▶ **Front-end source files**:
################

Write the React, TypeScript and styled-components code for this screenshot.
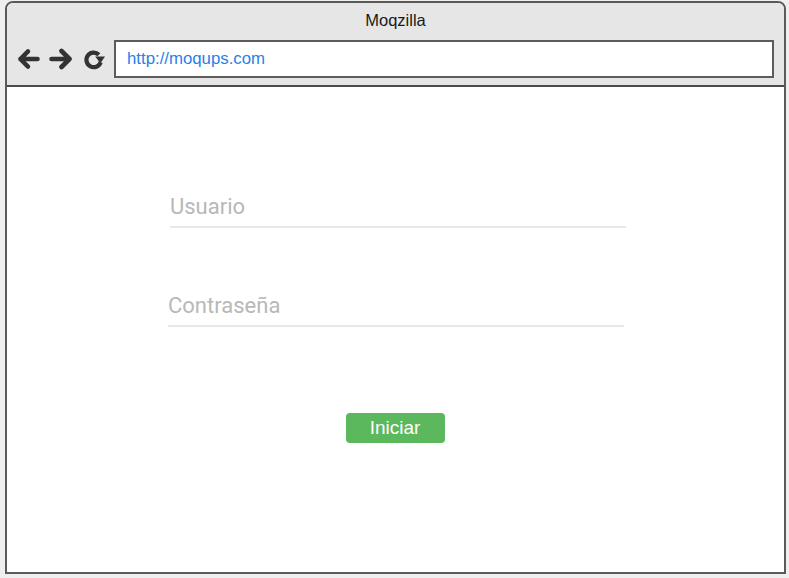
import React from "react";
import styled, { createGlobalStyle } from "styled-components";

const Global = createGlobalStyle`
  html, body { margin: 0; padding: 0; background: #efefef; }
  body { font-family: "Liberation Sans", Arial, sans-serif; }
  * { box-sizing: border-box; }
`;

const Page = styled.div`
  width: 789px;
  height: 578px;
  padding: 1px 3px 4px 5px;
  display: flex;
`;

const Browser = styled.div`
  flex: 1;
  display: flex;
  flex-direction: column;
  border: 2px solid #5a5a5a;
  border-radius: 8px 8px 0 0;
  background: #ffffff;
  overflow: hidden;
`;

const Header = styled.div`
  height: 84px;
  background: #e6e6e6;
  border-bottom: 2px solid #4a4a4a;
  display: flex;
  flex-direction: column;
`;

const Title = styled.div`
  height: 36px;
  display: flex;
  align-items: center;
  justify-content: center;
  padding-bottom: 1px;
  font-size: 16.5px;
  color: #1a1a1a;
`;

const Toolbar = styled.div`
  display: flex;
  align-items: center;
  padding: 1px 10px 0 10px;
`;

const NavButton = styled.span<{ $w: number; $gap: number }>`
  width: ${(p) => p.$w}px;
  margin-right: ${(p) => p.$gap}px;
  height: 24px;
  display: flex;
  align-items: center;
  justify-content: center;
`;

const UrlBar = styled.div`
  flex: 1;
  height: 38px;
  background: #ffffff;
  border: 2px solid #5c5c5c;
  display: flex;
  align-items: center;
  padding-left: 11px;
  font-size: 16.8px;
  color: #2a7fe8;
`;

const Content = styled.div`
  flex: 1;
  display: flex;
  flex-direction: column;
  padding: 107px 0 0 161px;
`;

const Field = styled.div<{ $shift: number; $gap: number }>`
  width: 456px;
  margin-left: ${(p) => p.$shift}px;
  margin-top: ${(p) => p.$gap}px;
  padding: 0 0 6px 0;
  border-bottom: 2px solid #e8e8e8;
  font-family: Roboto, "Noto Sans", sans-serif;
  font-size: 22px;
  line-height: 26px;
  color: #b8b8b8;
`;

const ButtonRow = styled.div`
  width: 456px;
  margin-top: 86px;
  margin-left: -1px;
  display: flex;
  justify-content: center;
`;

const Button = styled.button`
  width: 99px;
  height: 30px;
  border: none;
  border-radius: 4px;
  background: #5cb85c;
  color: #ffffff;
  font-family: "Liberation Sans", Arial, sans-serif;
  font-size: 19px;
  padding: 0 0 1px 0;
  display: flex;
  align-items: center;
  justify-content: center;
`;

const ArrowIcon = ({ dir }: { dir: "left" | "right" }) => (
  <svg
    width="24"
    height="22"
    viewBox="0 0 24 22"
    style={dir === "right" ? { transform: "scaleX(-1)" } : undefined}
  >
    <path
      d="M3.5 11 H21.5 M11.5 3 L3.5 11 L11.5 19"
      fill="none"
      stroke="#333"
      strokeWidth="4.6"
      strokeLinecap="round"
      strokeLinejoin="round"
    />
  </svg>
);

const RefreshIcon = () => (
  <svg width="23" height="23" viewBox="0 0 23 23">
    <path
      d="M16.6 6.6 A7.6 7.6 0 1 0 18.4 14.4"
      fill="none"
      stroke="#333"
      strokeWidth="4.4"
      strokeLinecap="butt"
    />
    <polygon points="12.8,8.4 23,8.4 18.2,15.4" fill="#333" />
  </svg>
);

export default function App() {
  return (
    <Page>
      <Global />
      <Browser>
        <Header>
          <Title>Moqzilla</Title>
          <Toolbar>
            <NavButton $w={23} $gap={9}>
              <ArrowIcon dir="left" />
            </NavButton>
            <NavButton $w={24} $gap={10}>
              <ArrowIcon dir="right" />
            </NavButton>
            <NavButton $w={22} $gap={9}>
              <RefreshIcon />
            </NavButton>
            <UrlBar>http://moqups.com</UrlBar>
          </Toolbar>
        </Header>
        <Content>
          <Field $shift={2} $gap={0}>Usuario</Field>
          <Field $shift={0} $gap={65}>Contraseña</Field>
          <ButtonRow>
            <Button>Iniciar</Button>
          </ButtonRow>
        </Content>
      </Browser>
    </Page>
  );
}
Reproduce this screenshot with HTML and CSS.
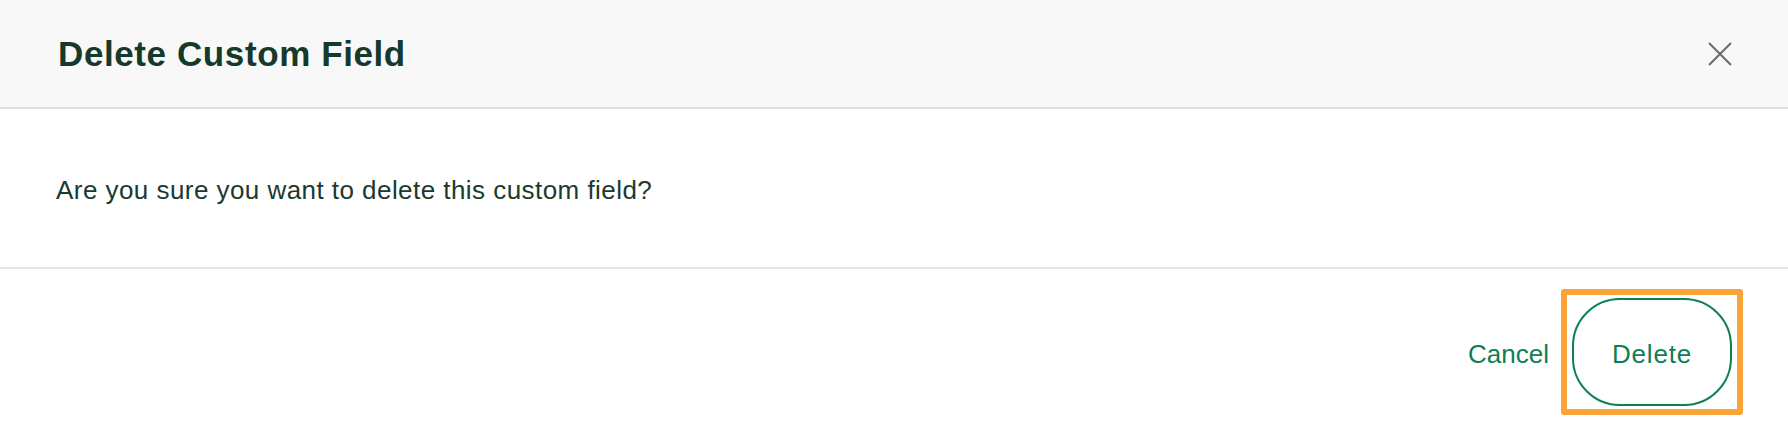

################

▶ **Short exercise**:
Give back all entries exactly. No pictures belong in the copy.

▶ **Output for this task**:
Write the React, TypeScript and styled-components code for this screenshot.
import React from "react";
import styled, { createGlobalStyle } from "styled-components";

const Global = createGlobalStyle`
  html, body { margin: 0; padding: 0; background: #efefef; }
  body { font-family: "Liberation Sans", Arial, sans-serif; }
  * { box-sizing: border-box; }
`;

const Page = styled.div`
  width: 789px;
  height: 578px;
  padding: 1px 3px 4px 5px;
  display: flex;
`;

const Browser = styled.div`
  flex: 1;
  display: flex;
  flex-direction: column;
  border: 2px solid #5a5a5a;
  border-radius: 8px 8px 0 0;
  background: #ffffff;
  overflow: hidden;
`;

const Header = styled.div`
  height: 84px;
  background: #e6e6e6;
  border-bottom: 2px solid #4a4a4a;
  display: flex;
  flex-direction: column;
`;

const Title = styled.div`
  height: 36px;
  display: flex;
  align-items: center;
  justify-content: center;
  padding-bottom: 1px;
  font-size: 16.5px;
  color: #1a1a1a;
`;

const Toolbar = styled.div`
  display: flex;
  align-items: center;
  padding: 1px 10px 0 10px;
`;

const NavButton = styled.span<{ $w: number; $gap: number }>`
  width: ${(p) => p.$w}px;
  margin-right: ${(p) => p.$gap}px;
  height: 24px;
  display: flex;
  align-items: center;
  justify-content: center;
`;

const UrlBar = styled.div`
  flex: 1;
  height: 38px;
  background: #ffffff;
  border: 2px solid #5c5c5c;
  display: flex;
  align-items: center;
  padding-left: 11px;
  font-size: 16.8px;
  color: #2a7fe8;
`;

const Content = styled.div`
  flex: 1;
  display: flex;
  flex-direction: column;
  padding: 107px 0 0 161px;
`;

const Field = styled.div<{ $shift: number; $gap: number }>`
  width: 456px;
  margin-left: ${(p) => p.$shift}px;
  margin-top: ${(p) => p.$gap}px;
  padding: 0 0 6px 0;
  border-bottom: 2px solid #e8e8e8;
  font-family: Roboto, "Noto Sans", sans-serif;
  font-size: 22px;
  line-height: 26px;
  color: #b8b8b8;
`;

const ButtonRow = styled.div`
  width: 456px;
  margin-top: 86px;
  margin-left: -1px;
  display: flex;
  justify-content: center;
`;

const Button = styled.button`
  width: 99px;
  height: 30px;
  border: none;
  border-radius: 4px;
  background: #5cb85c;
  color: #ffffff;
  font-family: "Liberation Sans", Arial, sans-serif;
  font-size: 19px;
  padding: 0 0 1px 0;
  display: flex;
  align-items: center;
  justify-content: center;
`;

const ArrowIcon = ({ dir }: { dir: "left" | "right" }) => (
  <svg
    width="24"
    height="22"
    viewBox="0 0 24 22"
    style={dir === "right" ? { transform: "scaleX(-1)" } : undefined}
  >
    <path
      d="M3.5 11 H21.5 M11.5 3 L3.5 11 L11.5 19"
      fill="none"
      stroke="#333"
      strokeWidth="4.6"
      strokeLinecap="round"
      strokeLinejoin="round"
    />
  </svg>
);

const RefreshIcon = () => (
  <svg width="23" height="23" viewBox="0 0 23 23">
    <path
      d="M16.6 6.6 A7.6 7.6 0 1 0 18.4 14.4"
      fill="none"
      stroke="#333"
      strokeWidth="4.4"
      strokeLinecap="butt"
    />
    <polygon points="12.8,8.4 23,8.4 18.2,15.4" fill="#333" />
  </svg>
);

export default function App() {
  return (
    <Page>
      <Global />
      <Browser>
        <Header>
          <Title>Moqzilla</Title>
          <Toolbar>
            <NavButton $w={23} $gap={9}>
              <ArrowIcon dir="left" />
            </NavButton>
            <NavButton $w={24} $gap={10}>
              <ArrowIcon dir="right" />
            </NavButton>
            <NavButton $w={22} $gap={9}>
              <RefreshIcon />
            </NavButton>
            <UrlBar>http://moqups.com</UrlBar>
          </Toolbar>
        </Header>
        <Content>
          <Field $shift={2} $gap={0}>Usuario</Field>
          <Field $shift={0} $gap={65}>Contraseña</Field>
          <ButtonRow>
            <Button>Iniciar</Button>
          </ButtonRow>
        </Content>
      </Browser>
    </Page>
  );
}
Reproduce this screenshot with HTML and CSS.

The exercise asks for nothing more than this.